**Brief**. Omit all pictures, then retype the data exactly as given.

————

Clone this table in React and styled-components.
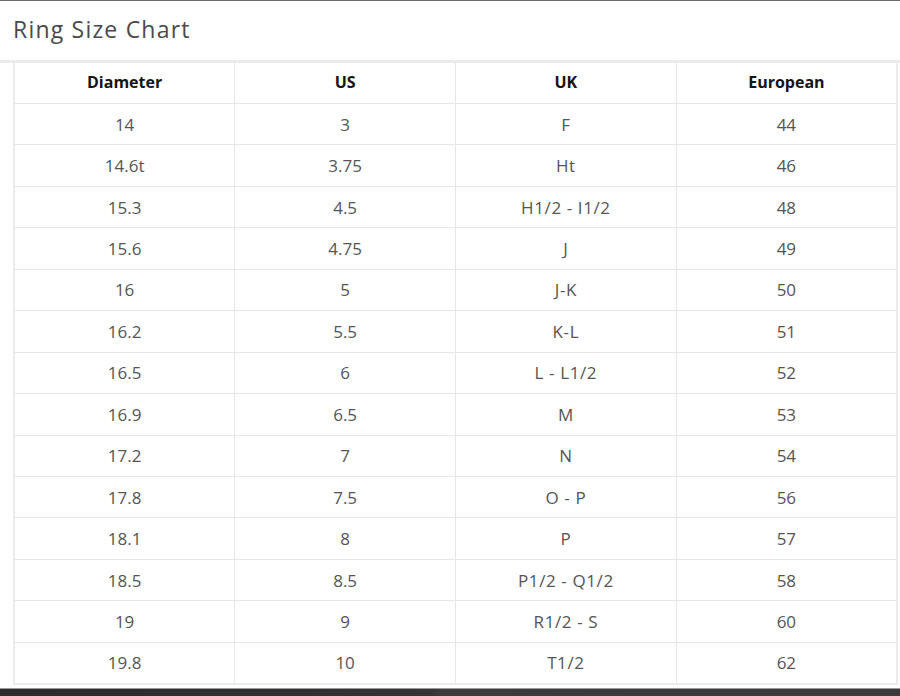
import React from "react";
import styled, { createGlobalStyle } from "styled-components";

const FONT = `"Open Sans", "Noto Sans", "Liberation Sans", sans-serif`;

const Global = createGlobalStyle`
  html, body {
    margin: 0;
    padding: 0;
    background: #ffffff;
  }
  body {
    font-family: ${FONT};
  }
`;

const Frame = styled.div`
  width: 900px;
  height: 696px;
  display: flex;
  flex-direction: column;
  overflow: hidden;
  background: #fff;
  border-top: 1px solid #6a6a6a;
  box-sizing: border-box;
`;

const Header = styled.header`
  height: 59px;
  display: flex;
  align-items: center;
  padding: 0 13px;
  border-bottom: 3px solid #ececec;
  flex-shrink: 0;
`;

const Title = styled.h2`
  margin: 0;
  font-family: ${FONT};
  font-size: 23px;
  font-weight: 400;
  color: #4a4a4a;
  letter-spacing: 1.2px;
  padding-bottom: 4px;
`;

const Body = styled.div`
  flex: 1;
  padding: 0 2px 0 13px;
`;

const Table = styled.table`
  width: 100%;
  border-collapse: collapse;
  table-layout: fixed;
  border-left: 2px solid #ebebeb;
  border-right: 2px solid #ebebeb;
  border-bottom: 2px solid #ebebeb;
`;

const Th = styled.th`
  height: 38px;
  padding: 0 0 2px;
  border: 1px solid #e6e6e6;
  border-top: none;
  font-family: ${FONT};
  font-size: 16px;
  font-weight: 700;
  color: #141414;
  text-align: center;
  vertical-align: middle;
`;

const Td = styled.td`
  height: 40.45px;
  padding: 0;
  border: 1px solid #e6e6e6;
  font-family: ${FONT};
  font-size: 17px;
  font-weight: 400;
  color: #555;
  text-align: center;
  vertical-align: middle;
  letter-spacing: ${(p) => (p.$wide ? "0.6px" : "0")};
`;

const BottomBar = styled.div`
  height: 7px;
  flex-shrink: 0;
  border-top: 1px solid #9a9a9a;
  background: linear-gradient(90deg, #2b2b2b 0%, #343434 48%, #3c3c3c 49%, #3a3a3a 100%);
`;

const columns = ["Diameter", "US", "UK", "European"];

const rows = [
  ["14", "3", "F", "44"],
  ["14.6t", "3.75", "Ht", "46"],
  ["15.3", "4.5", "H1/2 - I1/2", "48"],
  ["15.6", "4.75", "J", "49"],
  ["16", "5", "J-K", "50"],
  ["16.2", "5.5", "K-L", "51"],
  ["16.5", "6", "L - L1/2", "52"],
  ["16.9", "6.5", "M", "53"],
  ["17.2", "7", "N", "54"],
  ["17.8", "7.5", "O - P", "56"],
  ["18.1", "8", "P", "57"],
  ["18.5", "8.5", "P1/2 - Q1/2", "58"],
  ["19", "9", "R1/2 - S", "60"],
  ["19.8", "10", "T1/2", "62"],
];

export default function App() {
  return (
    <>
      <Global />
      <Frame>
        <Header>
          <Title>Ring Size Chart</Title>
        </Header>
        <Body>
          <Table>
            <thead>
              <tr>
                {columns.map((c) => (
                  <Th key={c}>{c}</Th>
                ))}
              </tr>
            </thead>
            <tbody>
              {rows.map((r, i) => (
                <tr key={i}>
                  {r.map((v, j) => (
                    <Td key={j} $wide={j === 2}>
                      {v}
                    </Td>
                  ))}
                </tr>
              ))}
            </tbody>
          </Table>
        </Body>
        <BottomBar />
      </Frame>
    </>
  );
}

————

**Response**.
Clone this table in React and styled-components.
import React from "react";
import styled, { createGlobalStyle } from "styled-components";

const FONT = `"Open Sans", "Noto Sans", "Liberation Sans", sans-serif`;

const Global = createGlobalStyle`
  html, body {
    margin: 0;
    padding: 0;
    background: #ffffff;
  }
  body {
    font-family: ${FONT};
  }
`;

const Frame = styled.div`
  width: 900px;
  height: 696px;
  display: flex;
  flex-direction: column;
  overflow: hidden;
  background: #fff;
  border-top: 1px solid #6a6a6a;
  box-sizing: border-box;
`;

const Header = styled.header`
  height: 59px;
  display: flex;
  align-items: center;
  padding: 0 13px;
  border-bottom: 3px solid #ececec;
  flex-shrink: 0;
`;

const Title = styled.h2`
  margin: 0;
  font-family: ${FONT};
  font-size: 23px;
  font-weight: 400;
  color: #4a4a4a;
  letter-spacing: 1.2px;
  padding-bottom: 4px;
`;

const Body = styled.div`
  flex: 1;
  padding: 0 2px 0 13px;
`;

const Table = styled.table`
  width: 100%;
  border-collapse: collapse;
  table-layout: fixed;
  border-left: 2px solid #ebebeb;
  border-right: 2px solid #ebebeb;
  border-bottom: 2px solid #ebebeb;
`;

const Th = styled.th`
  height: 38px;
  padding: 0 0 2px;
  border: 1px solid #e6e6e6;
  border-top: none;
  font-family: ${FONT};
  font-size: 16px;
  font-weight: 700;
  color: #141414;
  text-align: center;
  vertical-align: middle;
`;

const Td = styled.td`
  height: 40.45px;
  padding: 0;
  border: 1px solid #e6e6e6;
  font-family: ${FONT};
  font-size: 17px;
  font-weight: 400;
  color: #555;
  text-align: center;
  vertical-align: middle;
  letter-spacing: ${(p) => (p.$wide ? "0.6px" : "0")};
`;

const BottomBar = styled.div`
  height: 7px;
  flex-shrink: 0;
  border-top: 1px solid #9a9a9a;
  background: linear-gradient(90deg, #2b2b2b 0%, #343434 48%, #3c3c3c 49%, #3a3a3a 100%);
`;

const columns = ["Diameter", "US", "UK", "European"];

const rows = [
  ["14", "3", "F", "44"],
  ["14.6t", "3.75", "Ht", "46"],
  ["15.3", "4.5", "H1/2 - I1/2", "48"],
  ["15.6", "4.75", "J", "49"],
  ["16", "5", "J-K", "50"],
  ["16.2", "5.5", "K-L", "51"],
  ["16.5", "6", "L - L1/2", "52"],
  ["16.9", "6.5", "M", "53"],
  ["17.2", "7", "N", "54"],
  ["17.8", "7.5", "O - P", "56"],
  ["18.1", "8", "P", "57"],
  ["18.5", "8.5", "P1/2 - Q1/2", "58"],
  ["19", "9", "R1/2 - S", "60"],
  ["19.8", "10", "T1/2", "62"],
];

export default function App() {
  return (
    <>
      <Global />
      <Frame>
        <Header>
          <Title>Ring Size Chart</Title>
        </Header>
        <Body>
          <Table>
            <thead>
              <tr>
                {columns.map((c) => (
                  <Th key={c}>{c}</Th>
                ))}
              </tr>
            </thead>
            <tbody>
              {rows.map((r, i) => (
                <tr key={i}>
                  {r.map((v, j) => (
                    <Td key={j} $wide={j === 2}>
                      {v}
                    </Td>
                  ))}
                </tr>
              ))}
            </tbody>
          </Table>
        </Body>
        <BottomBar />
      </Frame>
    </>
  );
}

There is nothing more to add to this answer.